── DATA SHOWN ──
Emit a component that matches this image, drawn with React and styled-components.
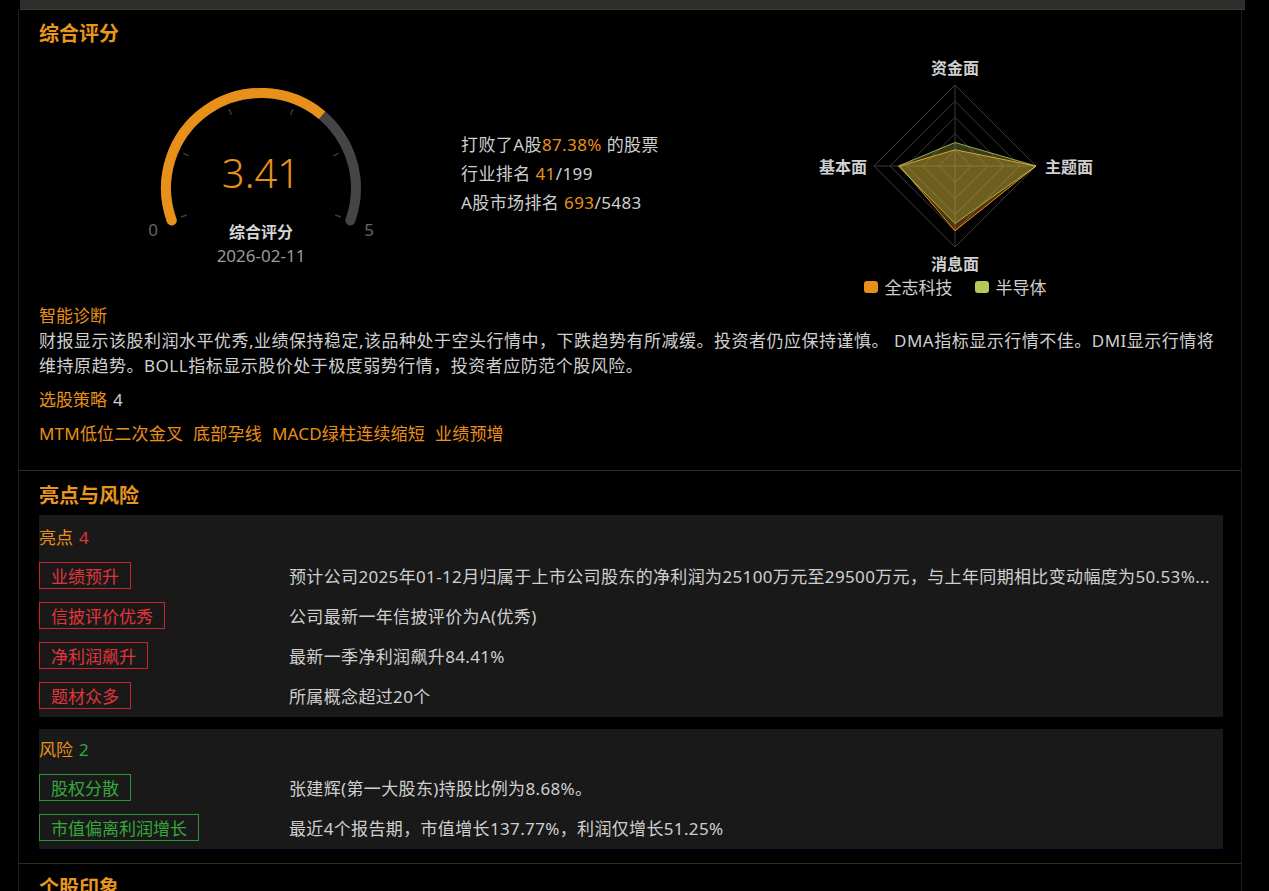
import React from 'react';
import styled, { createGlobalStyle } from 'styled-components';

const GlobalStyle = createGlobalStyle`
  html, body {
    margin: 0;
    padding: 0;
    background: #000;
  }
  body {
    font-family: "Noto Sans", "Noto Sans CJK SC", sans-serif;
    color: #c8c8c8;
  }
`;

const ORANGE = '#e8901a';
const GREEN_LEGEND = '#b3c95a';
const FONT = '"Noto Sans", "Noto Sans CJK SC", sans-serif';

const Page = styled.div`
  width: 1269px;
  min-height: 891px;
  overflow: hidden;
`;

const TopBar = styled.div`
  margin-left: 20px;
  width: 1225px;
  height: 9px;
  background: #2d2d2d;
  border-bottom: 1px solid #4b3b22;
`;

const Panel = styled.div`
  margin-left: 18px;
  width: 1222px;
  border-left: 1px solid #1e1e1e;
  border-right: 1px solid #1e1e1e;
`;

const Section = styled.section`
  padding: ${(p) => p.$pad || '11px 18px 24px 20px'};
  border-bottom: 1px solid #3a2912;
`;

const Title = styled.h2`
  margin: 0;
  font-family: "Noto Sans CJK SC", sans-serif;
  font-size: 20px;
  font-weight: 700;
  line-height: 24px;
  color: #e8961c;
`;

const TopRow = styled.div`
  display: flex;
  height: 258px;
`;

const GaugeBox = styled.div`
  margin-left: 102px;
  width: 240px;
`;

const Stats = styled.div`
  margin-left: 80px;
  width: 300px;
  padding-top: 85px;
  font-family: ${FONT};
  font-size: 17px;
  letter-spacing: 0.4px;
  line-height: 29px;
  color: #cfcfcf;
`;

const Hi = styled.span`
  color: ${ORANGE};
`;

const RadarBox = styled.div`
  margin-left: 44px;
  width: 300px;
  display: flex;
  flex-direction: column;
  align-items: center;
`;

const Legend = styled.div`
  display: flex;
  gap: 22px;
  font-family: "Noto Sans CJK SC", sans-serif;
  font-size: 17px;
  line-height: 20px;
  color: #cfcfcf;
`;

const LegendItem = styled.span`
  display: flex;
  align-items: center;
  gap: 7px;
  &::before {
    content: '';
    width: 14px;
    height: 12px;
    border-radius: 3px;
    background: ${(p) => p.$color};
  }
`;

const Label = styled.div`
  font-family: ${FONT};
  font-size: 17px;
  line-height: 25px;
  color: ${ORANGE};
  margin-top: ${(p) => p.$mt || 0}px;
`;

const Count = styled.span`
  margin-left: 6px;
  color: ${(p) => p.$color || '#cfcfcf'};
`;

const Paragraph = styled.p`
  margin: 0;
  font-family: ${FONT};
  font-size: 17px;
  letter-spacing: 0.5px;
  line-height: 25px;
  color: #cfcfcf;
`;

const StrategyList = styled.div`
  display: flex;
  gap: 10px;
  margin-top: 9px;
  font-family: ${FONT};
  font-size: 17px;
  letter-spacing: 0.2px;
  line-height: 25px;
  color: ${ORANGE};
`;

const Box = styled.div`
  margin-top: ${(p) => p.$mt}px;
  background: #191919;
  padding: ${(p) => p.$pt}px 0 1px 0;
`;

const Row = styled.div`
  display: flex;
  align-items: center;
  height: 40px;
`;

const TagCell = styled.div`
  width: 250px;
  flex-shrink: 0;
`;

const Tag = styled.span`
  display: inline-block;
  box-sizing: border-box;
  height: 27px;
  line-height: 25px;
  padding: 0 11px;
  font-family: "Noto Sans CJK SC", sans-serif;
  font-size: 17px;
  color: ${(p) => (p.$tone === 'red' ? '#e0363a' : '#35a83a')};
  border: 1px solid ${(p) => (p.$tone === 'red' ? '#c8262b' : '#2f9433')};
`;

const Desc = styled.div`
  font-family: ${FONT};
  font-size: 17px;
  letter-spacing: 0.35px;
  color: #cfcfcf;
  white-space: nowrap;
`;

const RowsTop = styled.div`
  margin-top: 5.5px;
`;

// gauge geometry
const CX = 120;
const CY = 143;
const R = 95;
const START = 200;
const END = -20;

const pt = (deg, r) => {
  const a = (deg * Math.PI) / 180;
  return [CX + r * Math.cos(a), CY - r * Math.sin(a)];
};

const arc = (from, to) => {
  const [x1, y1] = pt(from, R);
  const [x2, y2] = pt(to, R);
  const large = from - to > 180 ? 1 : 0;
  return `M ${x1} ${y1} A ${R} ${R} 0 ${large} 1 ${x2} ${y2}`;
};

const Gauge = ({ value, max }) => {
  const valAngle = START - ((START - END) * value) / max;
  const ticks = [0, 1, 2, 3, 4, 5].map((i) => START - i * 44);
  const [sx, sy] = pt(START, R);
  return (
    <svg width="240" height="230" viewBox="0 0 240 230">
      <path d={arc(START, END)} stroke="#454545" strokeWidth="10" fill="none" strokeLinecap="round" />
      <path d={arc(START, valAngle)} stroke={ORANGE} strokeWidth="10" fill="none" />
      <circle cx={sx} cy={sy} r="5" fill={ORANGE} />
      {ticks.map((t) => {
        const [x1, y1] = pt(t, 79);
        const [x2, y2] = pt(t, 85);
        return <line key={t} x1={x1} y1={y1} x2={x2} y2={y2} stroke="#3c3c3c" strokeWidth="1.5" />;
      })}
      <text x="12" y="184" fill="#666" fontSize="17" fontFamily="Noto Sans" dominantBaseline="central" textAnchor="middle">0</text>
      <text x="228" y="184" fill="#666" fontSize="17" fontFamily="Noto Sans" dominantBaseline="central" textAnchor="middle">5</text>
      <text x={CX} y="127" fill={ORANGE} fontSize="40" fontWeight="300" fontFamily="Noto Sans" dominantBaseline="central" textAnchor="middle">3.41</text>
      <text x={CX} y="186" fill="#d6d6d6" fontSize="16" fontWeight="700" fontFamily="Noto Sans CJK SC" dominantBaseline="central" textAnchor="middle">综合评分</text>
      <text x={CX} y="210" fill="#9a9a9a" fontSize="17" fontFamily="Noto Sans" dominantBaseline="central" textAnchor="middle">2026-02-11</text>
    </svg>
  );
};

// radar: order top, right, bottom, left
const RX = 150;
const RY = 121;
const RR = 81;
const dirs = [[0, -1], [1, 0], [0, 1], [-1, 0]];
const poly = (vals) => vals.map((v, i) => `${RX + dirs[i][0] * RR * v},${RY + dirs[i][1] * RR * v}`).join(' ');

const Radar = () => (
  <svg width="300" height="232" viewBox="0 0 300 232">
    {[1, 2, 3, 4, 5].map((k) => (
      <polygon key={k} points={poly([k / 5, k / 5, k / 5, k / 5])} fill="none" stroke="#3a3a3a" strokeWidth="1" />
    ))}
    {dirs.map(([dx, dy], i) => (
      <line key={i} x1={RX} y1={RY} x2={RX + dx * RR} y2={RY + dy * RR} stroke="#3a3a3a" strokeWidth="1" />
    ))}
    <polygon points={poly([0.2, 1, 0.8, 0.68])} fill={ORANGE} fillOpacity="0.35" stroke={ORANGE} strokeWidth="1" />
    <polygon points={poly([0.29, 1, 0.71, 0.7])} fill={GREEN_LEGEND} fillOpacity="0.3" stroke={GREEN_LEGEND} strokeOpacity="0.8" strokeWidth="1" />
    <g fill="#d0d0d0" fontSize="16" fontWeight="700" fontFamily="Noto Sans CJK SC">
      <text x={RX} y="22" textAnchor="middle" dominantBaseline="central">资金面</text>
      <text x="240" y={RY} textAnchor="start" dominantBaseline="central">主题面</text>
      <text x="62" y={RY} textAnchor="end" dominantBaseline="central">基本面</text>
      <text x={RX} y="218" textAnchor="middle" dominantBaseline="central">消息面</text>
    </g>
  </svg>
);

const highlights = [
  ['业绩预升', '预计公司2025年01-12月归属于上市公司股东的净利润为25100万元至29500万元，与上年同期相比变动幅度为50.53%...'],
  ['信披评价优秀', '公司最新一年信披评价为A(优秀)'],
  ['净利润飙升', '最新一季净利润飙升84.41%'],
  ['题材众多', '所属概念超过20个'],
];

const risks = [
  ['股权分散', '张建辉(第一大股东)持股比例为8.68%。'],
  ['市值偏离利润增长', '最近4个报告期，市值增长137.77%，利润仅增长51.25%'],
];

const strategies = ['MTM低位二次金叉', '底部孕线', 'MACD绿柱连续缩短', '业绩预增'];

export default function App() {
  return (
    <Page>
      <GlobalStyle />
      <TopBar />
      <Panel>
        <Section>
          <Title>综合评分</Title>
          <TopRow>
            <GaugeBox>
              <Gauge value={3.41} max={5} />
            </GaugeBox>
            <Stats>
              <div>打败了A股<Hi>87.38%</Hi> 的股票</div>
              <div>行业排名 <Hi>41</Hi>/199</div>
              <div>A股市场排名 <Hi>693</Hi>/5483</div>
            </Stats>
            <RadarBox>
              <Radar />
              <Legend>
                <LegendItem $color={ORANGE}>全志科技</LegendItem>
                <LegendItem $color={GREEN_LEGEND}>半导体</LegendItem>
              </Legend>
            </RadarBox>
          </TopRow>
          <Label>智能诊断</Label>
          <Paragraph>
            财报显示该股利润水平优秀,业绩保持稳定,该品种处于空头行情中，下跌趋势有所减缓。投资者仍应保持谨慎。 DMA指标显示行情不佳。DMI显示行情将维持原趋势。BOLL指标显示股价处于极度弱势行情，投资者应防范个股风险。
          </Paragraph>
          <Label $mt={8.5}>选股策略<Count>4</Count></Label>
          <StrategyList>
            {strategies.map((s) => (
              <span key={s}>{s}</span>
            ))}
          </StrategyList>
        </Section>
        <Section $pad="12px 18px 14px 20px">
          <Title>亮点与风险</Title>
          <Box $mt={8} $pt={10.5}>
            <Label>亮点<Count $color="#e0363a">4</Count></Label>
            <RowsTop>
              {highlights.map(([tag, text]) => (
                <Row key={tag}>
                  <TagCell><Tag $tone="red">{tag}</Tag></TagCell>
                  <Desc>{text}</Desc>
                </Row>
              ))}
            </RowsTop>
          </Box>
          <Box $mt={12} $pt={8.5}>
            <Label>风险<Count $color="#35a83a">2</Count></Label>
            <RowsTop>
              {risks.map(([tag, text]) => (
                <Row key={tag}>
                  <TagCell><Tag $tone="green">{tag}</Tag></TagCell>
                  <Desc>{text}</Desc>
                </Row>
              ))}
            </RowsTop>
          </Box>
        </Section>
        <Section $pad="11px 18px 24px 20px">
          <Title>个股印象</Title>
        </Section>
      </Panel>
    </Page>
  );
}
───
• **WRITTEN TASK**:
Where a line contains the string "components", extract that line.

• **COMPLETE ANSWER**:
Emit a component that matches this image, drawn with React and styled-components.
import styled, { createGlobalStyle } from 'styled-components';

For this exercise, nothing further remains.